I decided to test a particular publishing project outside of the spiritual realm. It’s not listed here and isn’t under my name. You’d have to dig to connect the project to me, actually. No huge investments of my time or resources, and I can put it out there and forget about it. It is for a target market different from my usual money-poor audiences but I selected these readers because they were wealthy and because they would buy books on a subject and not resell them or donate them. I didn’t write the project myself, so my emotions are not as tied up with it as when I am the author, editor, or publisher. I can view it not as a book but like…soap. It’s a product. That’s something I could never do for my own work or for my royalty-paid authors. I’m emotionally invested because I think of them as family and their books as our babies.

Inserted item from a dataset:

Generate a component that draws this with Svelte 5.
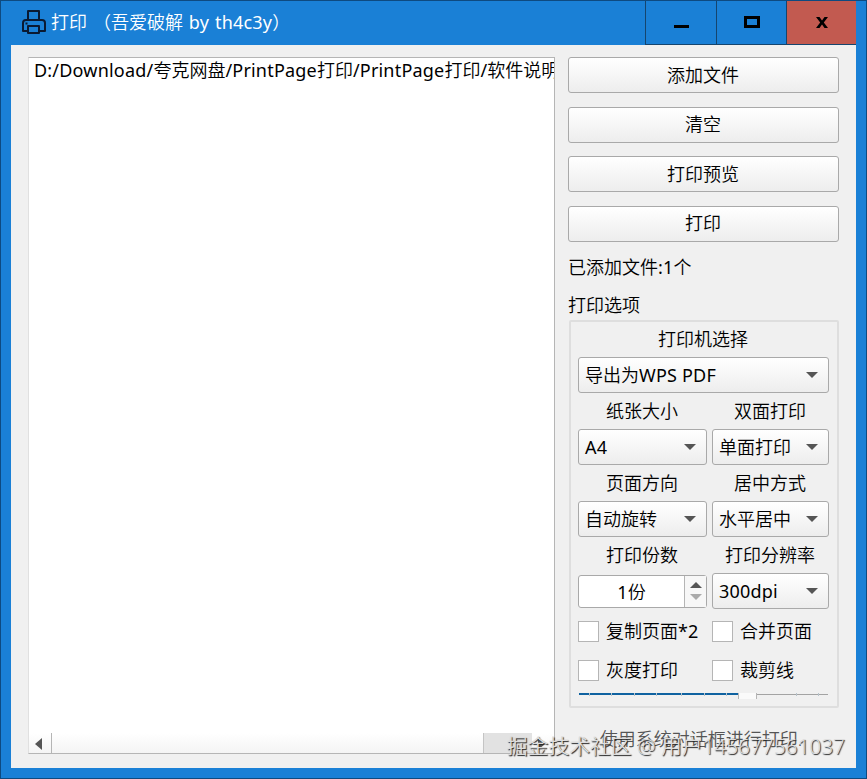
<script lang="ts">
  interface Field {
    label: string;
    value: string;
    kind?: "select" | "spin";
  }

  let files = $state(["D:/Download/夸克网盘/PrintPage打印/PrintPage打印/软件说明"]);
  let level = $state(68);

  const actions = ["添加文件", "清空", "打印预览", "打印"];

  const fields: Field[] = [
    { label: "纸张大小", value: "A4" },
    { label: "双面打印", value: "单面打印" },
    { label: "页面方向", value: "自动旋转" },
    { label: "居中方式", value: "水平居中" },
    { label: "打印份数", value: "1份", kind: "spin" },
    { label: "打印分辨率", value: "300dpi" }
  ];

  const checks = ["复制页面*2", "合并页面", "灰度打印", "裁剪线"];
  const ticks = [4, 13, 22, 31, 41, 50, 59, 87, 96];

  // latin runs get a heavier weight than the chinese around them
  function runs(value: string) {
    return value.match(/[\x20-\x7e]+|[^\x20-\x7e]+/g) ?? [];
  }
</script>

{#snippet mixed(value: string)}{#each runs(value) as run}<span class:latin={run.charCodeAt(0) < 127}>{run}</span>{/each}{/snippet}

{#snippet combo(value: string)}
  <button class="combo">
    <span>{@render mixed(value)}</span>
    <svg width="12" height="6" viewBox="0 0 12 6"><path d="M0 0H12L6 6Z" fill="#555" /></svg>
  </button>
{/snippet}

<div class="window">
  <header>
    <svg class="printer" width="26" height="26" viewBox="0 0 26 26">
      <g fill="none" stroke="#0a1a33" stroke-width="2" stroke-linejoin="round">
        <path d="M7 11V2H18V11" />
        <path d="M7 22H2V14Q2 11 5 11H21Q24 11 24 14V22H18" />
        <path d="M7 17H18V24H7Z" />
      </g>
      <rect x="4.500" y="13.500" width="2" height="2" fill="#0a1a33" />
    </svg>
    <h1>{@render mixed("打印 （吾爱破解 by th4c3y）")}</h1>
    <div class="controls">
      <button aria-label="minimize"><svg width="16" height="16"><path d="M1 11.500H16" stroke="#000" stroke-width="3" /></svg></button>
      <button aria-label="maximize"><svg width="16" height="16"><rect x="1.500" y="2.500" width="13" height="9" fill="none" stroke="#000" stroke-width="3" /></svg></button>
      <button class="close" aria-label="close"><svg width="14" height="14"><path d="M1 1H4.500L7 4.500 9.500 1H13L8.800 6.500 13 12H9.500L7 8.500 4.500 12H1L5.200 6.500Z" fill="#000" /></svg></button>
    </div>
  </header>

  <main>
    <section class="list">
      <ul>
        {#each files as file}
          <li>{@render mixed(file)}</li>
        {/each}
      </ul>
      <div class="scroll">
        <div class="arrow"><svg width="7" height="12"><path d="M7 0V12L0 6Z" fill="#555" /></svg></div>
        <div class="thumb"></div>
        <div class="track"></div>
        <div class="arrow right"><svg width="7" height="12"><path d="M0 0V12L7 6Z" fill="#555" /></svg></div>
      </div>
    </section>

    <aside>
      <div class="actions">
        {#each actions as action}
          <button>{action}</button>
        {/each}
      </div>
      <p class="count">{@render mixed(`已添加文件:${files.length}个`)}</p>
      <p class="legend">打印选项</p>

      <div class="group">
        <div class="field wide">
          <div class="label">打印机选择</div>
          {@render combo("导出为WPS PDF")}
        </div>
        {#each fields as field}
          <div class="field">
            <div class="label">{field.label}</div>
            {#if field.kind === "spin"}
              <div class="spin">
                <div class="value">{@render mixed(field.value)}</div>
                <div class="steps">
                  <svg width="12" height="6"><path d="M0 6H12L6 0Z" fill="#555" /></svg>
                  <svg width="12" height="6"><path d="M0 0H12L6 6Z" fill="#aaa" /></svg>
                </div>
              </div>
            {:else}
              {@render combo(field.value)}
            {/if}
          </div>
        {/each}
        {#each checks as check, i}
          <label class="check" class:last={i > 1}>
            <input type="checkbox" />
            <span>{@render mixed(check)}</span>
          </label>
        {/each}
        <div class="slider">
          <div class="fill" style="width: {level}%"></div>
          {#each ticks as tick}
            <i style="left: {tick}%"></i>
          {/each}
          <div class="knob" style="left: {level - 4}%"></div>
        </div>
      </div>

      <p class="dialog">使用系统对话框进行打印.</p>
    </aside>
  </main>

  <div class="watermark">掘金技术社区 @ 用户145677561037</div>
</div>

<style>
  .window {
    position: relative;
    box-sizing: border-box;
    width: 867px;
    height: 779px;
    padding: 0 10px 10px;
    border: 1px solid #0e4a80;
    background: #1a80d6;
    color: #000;
    font: 350 18px/24px "Noto Sans", "Noto Sans CJK SC", sans-serif;
    overflow: hidden;
  }

  .latin {
    font-weight: 400;
    letter-spacing: 0.2px;
  }

  button {
    font: inherit;
    color: inherit;
    padding: 0;
    box-sizing: border-box;
  }

  svg {
    display: block;
  }

  header {
    display: flex;
    align-items: center;
    height: 44px;
  }

  .printer {
    margin: 0 4px 2px 10px;
  }

  h1 {
    flex: 1;
    margin: 0 0 2px;
    color: #fff;
    font-size: 18px;
    font-weight: 350;
    white-space: nowrap;
    word-spacing: 1px;
  }

  .controls {
    display: flex;
    height: 44px;
    align-self: flex-start;
  }

  .controls button {
    display: grid;
    place-items: center;
    width: 71px;
    border: 0;
    border-left: 1px solid #15456e;
    border-bottom: 1px solid #15456e;
    background: none;
  }

  .controls button:nth-child(2) {
    width: 70px;
  }

  .controls .close {
    width: 70px;
    background: #c25a50;
  }

  main {
    display: flex;
    box-sizing: border-box;
    height: 723px;
    padding: 12px 17px 0;
    background: #f0f0f0;
  }

  .list {
    display: flex;
    flex-direction: column;
    box-sizing: border-box;
    width: 527px;
    height: 697px;
    border: 1px solid #b5b5b5;
    border-left-color: #e0e0e0;
    background: #fff;
  }

  ul {
    flex: 1;
    margin: 0;
    padding: 0 0 0 5px;
    list-style: none;
    overflow: hidden;
    white-space: nowrap;
  }

  .scroll {
    display: flex;
    height: 20px;
    background: linear-gradient(#fff, #f4f4f4);
  }

  .arrow {
    display: grid;
    place-items: center;
    width: 22px;
    border-right: 1px solid #b5b5b5;
  }

  .arrow svg {
    margin: 2px 3px 0 0;
  }

  .thumb {
    width: 431px;
    border-right: 1px solid #c4c4c4;
  }

  .track {
    width: 48px;
    background: #e2e2e2;
  }

  .arrow.right {
    border: 0;
  }

  aside {
    width: 271px;
    margin-left: 13px;
  }

  .actions {
    display: flex;
    flex-direction: column;
    gap: 13.67px;
  }

  .actions button,
  .combo {
    height: 36px;
    border: 1px solid #a9a9a9;
    border-radius: 3px;
    background: linear-gradient(#fff, #ededed);
  }

  .actions button {
    padding: 0 1px 1px 0;
  }

  p {
    margin: 0;
    line-height: 28px;
  }

  .count {
    margin-top: 11px;
  }

  .legend {
    margin-top: 10px;
  }

  .group {
    display: grid;
    grid-template-columns: 129px 117px;
    column-gap: 5px;
    box-sizing: border-box;
    width: 270px;
    height: 388px;
    margin: 1px 0 0 1px;
    padding: 0 7px;
    border: 2px solid #dedede;
    border-radius: 2px;
    align-content: start;
  }

  .wide,
  .slider {
    grid-column: 1 / -1;
  }

  .label {
    height: 36px;
    padding-right: 1px;
    line-height: 36px;
    text-align: center;
  }

  .wide .label {
    height: 35px;
    line-height: 35px;
  }

  .combo {
    display: flex;
    align-items: center;
    justify-content: space-between;
    width: 100%;
    padding: 0 10px 0 6px;
    white-space: nowrap;
  }

  .spin {
    display: flex;
    box-sizing: border-box;
    height: 33px;
    margin: 2px 0 1px;
    border: 1px solid #a9a9a9;
    border-radius: 3px;
    background: #fff;
    line-height: 33px;
  }

  .value {
    flex: 1;
    text-align: center;
  }

  .steps {
    display: flex;
    flex-direction: column;
    align-items: center;
    justify-content: center;
    gap: 6px;
    width: 21px;
    border-left: 1px solid #b5b5b5;
    background: #f7f7f7;
  }

  .check {
    display: flex;
    align-items: center;
    gap: 7px;
    height: 45px;
    white-space: nowrap;
  }

  .check.last {
    height: 33px;
  }

  input {
    appearance: none;
    box-sizing: border-box;
    width: 21px;
    height: 21px;
    margin: 0;
    border: 1px solid #b5b5b5;
    background: #fff;
  }

  .slider {
    position: relative;
    height: 1px;
    margin: 7px 1px 0;
    background: #a3a3a3;
  }

  .fill {
    position: relative;
    top: -1px;
    height: 2px;
    background: #0f62a0;
  }

  .slider i {
    position: absolute;
    top: -1px;
    width: 1px;
    height: 3px;
    background: #b8c4cc;
  }

  .knob {
    position: absolute;
    top: -1px;
    box-sizing: border-box;
    width: 19px;
    height: 6px;
    border: 1px solid #b5b5b5;
    border-width: 0 1px;
    background: #fafafa;
  }

  .dialog {
    margin: 17px 5px 0 0;
    color: #555;
    text-align: center;
  }

  .watermark {
    position: absolute;
    right: 21px;
    bottom: 18px;
    color: #ddd;
    font-size: 20.8px;
    line-height: 28px;
    text-shadow: 1px 1px 1px #222;
    white-space: nowrap;
  }
</style>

Here’s where things get interesting: I hired the project out as a work-for-hire and have spent $400 on it—and maybe 10 hours’ time with a quick edit and setting up the project for distribution. I have made it available in only a very limited format thus far and I have done absolutely NO advertising or marketing for it as of yet (busy with family right now). I have not yet set up a website for the product. I have not done a press release for it. I have not told any of my fans about it. The audience loves it and there have been zero complaints, no requests for freebies, or any time-sucking issues. It is a no-brainer—and it is outselling my spiritual books 10 to 1.
Though I like the term muse, this is a gift. I’ll invest a little time into several more of these moderately enjoyable projects—gifts to myself—and begin to promote them so that I can spend the rest of my energy working stress-free on the things that make me really happy. That will be the big gift to myself.